Research on Optimization of High-Voltage Power Supplies for Electrostatic Chucks

The electrostatic chuck (ESC), as a core fixture in semiconductor manufacturing, directly determines the precision and yield of wafer processing. The high-voltage power supply (HVPS), serving as the power source for electrostatic chucks, must achieve micron-level positioning and temperature uniformity (target: ±0.1°C) under extreme conditions (e.g., strong electromagnetic interference, plasma load fluctuations). This paper examines technical challenges, optimization strategies, and future directions. 
I. Technical Bottlenecks
Power Stability Challenges: 
   The clamping force of electrostatic chucks relies on a high-voltage electric field. Output voltage fluctuations exceeding 0.1% cause wafer displacement, leading to etching linewidth deviations (CDU > 0.5 nm). Traditional power supplies struggle to maintain stability due to electromagnetic interference (EMI > 60 dB) and load impedance variations (>300%). 
Dynamic Response Lag: 
   Wafer processing requires millisecond-level polarity switching. Conventional power supplies with 300 ms transition times fail to meet high-speed process demands, while frequent polarity reversals risk arcing and wafer damage. 
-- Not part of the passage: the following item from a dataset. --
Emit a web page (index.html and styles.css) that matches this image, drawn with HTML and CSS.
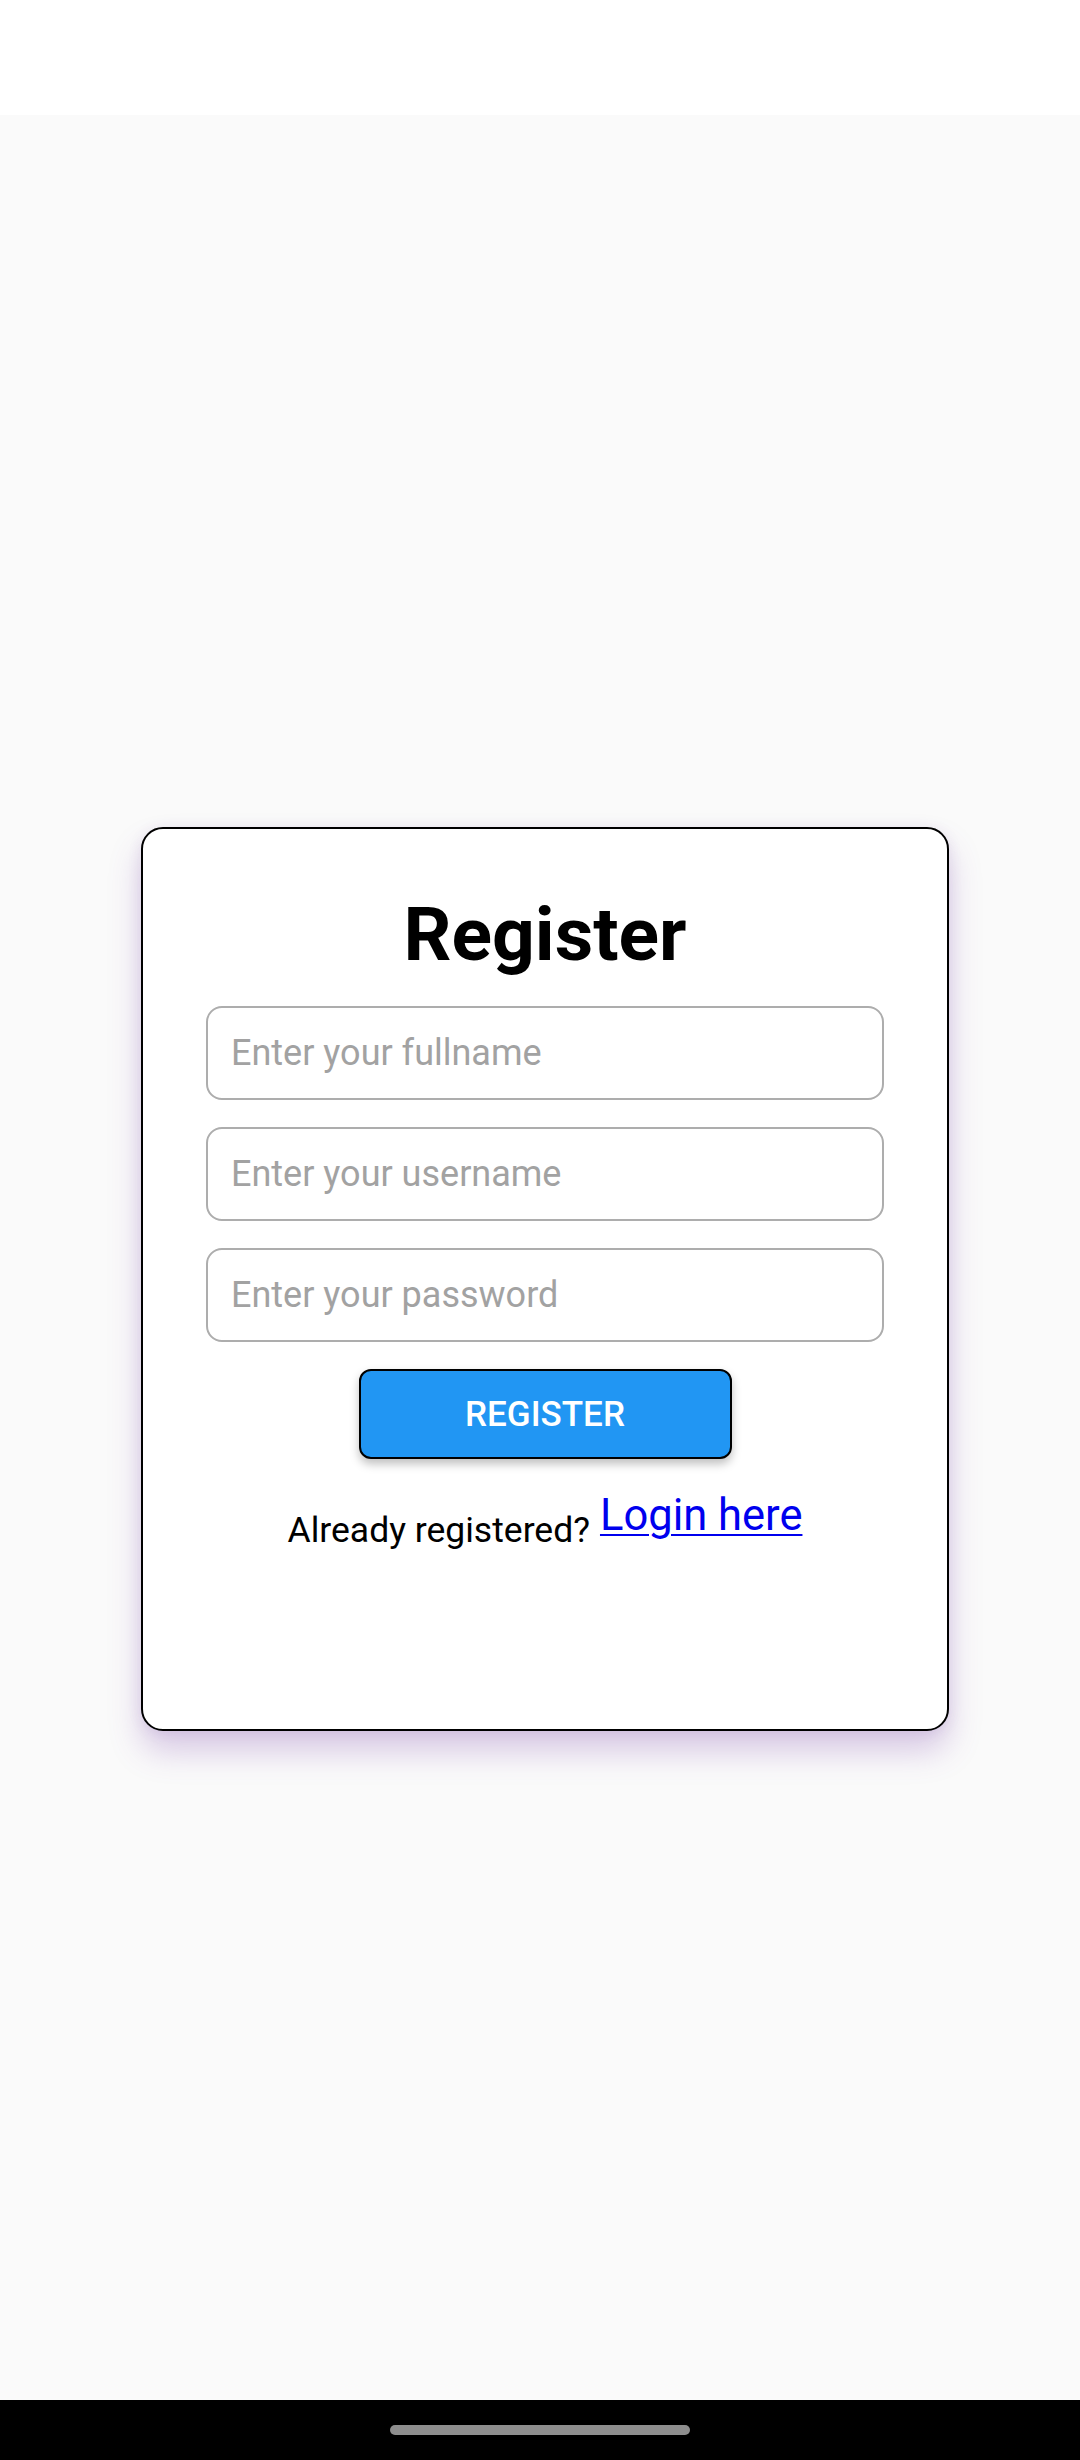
FILE: index.html
```html
<!DOCTYPE html>
<html lang="en">
<head>
<meta charset="utf-8">
<title>Register</title>
<link rel="stylesheet" href="styles.css">
</head>
<body>
<div class="screen">
  <div class="status-bar"></div>
  <main class="content">
    <form class="card">
      <h1 class="title">Register</h1>
      <input class="field" type="text" placeholder="Enter your fullname">
      <input class="field" type="text" placeholder="Enter your username">
      <input class="field" type="password" placeholder="Enter your password">
      <button class="btn" type="button">REGISTER</button>
      <div class="footer-line">
        <span class="already">Already registered?</span>
        <a class="login-link" href="#">Login here</a>
      </div>
    </form>
  </main>
  <div class="nav-bar"><div class="nav-pill"></div></div>
</div>
</body>
</html>
```
FILE: styles.css
```css
* { box-sizing: border-box; }
html, body {
  margin: 0;
  padding: 0;
  width: 1080px;
  height: 2460px;
  font-family: Roboto, "Noto Sans", "Liberation Sans", sans-serif;
}
.screen {
  display: flex;
  flex-direction: column;
  height: 2460px;
  background: #fafafa;
}
.status-bar {
  height: 115px;
  background: #ffffff;
  flex: none;
}
.content {
  flex: 1;
  display: flex;
  flex-direction: column;
  align-items: center;
  padding-top: 712px;
  padding-left: 10px;
}
.card {
  width: 808px;
  height: 904px;
  background: #ffffff;
  border: 2px solid #000000;
  border-radius: 22px;
  box-shadow: 0 20px 32px rgba(120, 60, 170, 0.26), 0 2px 14px rgba(90, 50, 140, 0.10);
  display: flex;
  flex-direction: column;
  align-items: center;
  padding: 62px 63px 0;
}
.title {
  margin: 0 0 28px;
  font-size: 75px;
  font-weight: 700;
  line-height: 87px;
  color: #000000;
}
.field {
  width: 678px;
  height: 94px;
  flex: none;
  border: 2px solid #adadad;
  border-radius: 16px;
  padding: 0 0 0 23px;
  margin: 0 0 27px;
  font-family: Roboto, "Noto Sans", "Liberation Sans", sans-serif;
  font-size: 36px;
  color: #222;
  background: #ffffff;
  outline: none;
}
.field::placeholder {
  color: #a2a2a2;
}
.btn {
  width: 373px;
  height: 90px;
  flex: none;
  background: #2196f3;
  border: 2px solid #000000;
  border-radius: 12px;
  box-shadow: 0 5px 10px rgba(0, 0, 0, 0.25);
  color: #ffffff;
  font-family: Roboto, "Noto Sans", "Liberation Sans", sans-serif;
  font-size: 35px;
  font-weight: 500;
  letter-spacing: 0;
  padding: 0;
  margin: 0 0 32px;
}
.footer-line {
  display: flex;
  align-items: flex-start;
  gap: 10px;
}
.already {
  margin-top: 18px;
  font-size: 35.5px;
  line-height: 42px;
  color: #000000;
}
.login-link {
  font-size: 43.5px;
  line-height: 50px;
  color: #0000ee;
  text-decoration: underline;
  text-underline-offset: 4px;
  text-decoration-thickness: 2px;
}
.nav-bar {
  height: 60px;
  flex: none;
  background: #000000;
  display: flex;
  justify-content: center;
  padding-top: 25px;
}
.nav-pill {
  width: 300px;
  height: 10px;
  border-radius: 5px;
  background: #8e8e8e;
}
```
Thermal-Electric Coupling Effects: 
   Joule heat from electrostatic adsorption causes uneven temperature distribution, exacerbated by plasma power surges (ΔP > 500 W/s), resulting in local temperature differences > 5°C and compromising thin-film deposition uniformity. 
II. Optimization Strategies and Practices
Digital Control Technology Upgrade: 
Advanced Algorithms: Model predictive control (MPC) anticipates thermal load changes 300 ms in advance, while convolutional neural networks (CNN) reconstruct thermal fields with 95% compensation accuracy. 
High-Frequency Response Design: Optimized switching topologies reduce voltage transition times to <10 ms and support 1 s polarity reversal, enabling high-speed processing. 
Electrode Structure and Material Innovation: 
Composite Electrode Arrays: Hexagonal honeycomb electrodes (200 μm main electrodes for clamping; 50 μm sub-electrodes for thermal compensation) achieve 0.08°C uniformity on 300 mm wafers (vs. 0.5°C with traditional designs). 
Graded Dielectric Layers: Aluminum nitride surface layers (κ = 180 W/mK) enhance heat dissipation, while silicon nitride bases (ε_r = 7.5) suppress electric field penetration, reducing interfacial thermal resistance fluctuations. 
Multimodal Thermal Management: 
three-tier system is implemented: microchannel liquid cooling (±0.1 mL/min flow accuracy) for macro-scale cooling; thin-film thermoelectric coolers (TEC, <50 ms response) for regional compensation; and carbon nanotube arrays (κ = 3500 W/mK) for micro-scale conduction, slashing thermal response times from 12 s to 0.8 s. 
III. Future Technical Directions
Quantum Sensing Feedback: 
   Diamond NV color-center sensors enable 1 μm spatial resolution and 0.01°C/√Hz temperature sensitivity, improving plasma interference resistance by 100-fold. 
System-Level Integration: 
   Digital twin models simulating thermal-electrical-mechanical coupling predict power supply behavior under extreme conditions, shortening process development cycles by 80%. 
Novel Materials Exploration: 
   Bioinspired thermal interface materials (anisotropic composites with κ_axial/κ_radial > 100) and photon-based thermal management (surface plasmon polariton directional heat transfer) may overcome nanoscale thermal control limitations. 
Conclusion
Optimizing high-voltage power supplies is pivotal to advancing electrostatic chuck performance. Synergistic improvements in digital control, electrode design, and thermal management address stability, response speed, and temperature uniformity bottlenecks. Future integration of quantum sensing and biomimetic materials will propel semiconductor manufacturing toward atomic-scale precision.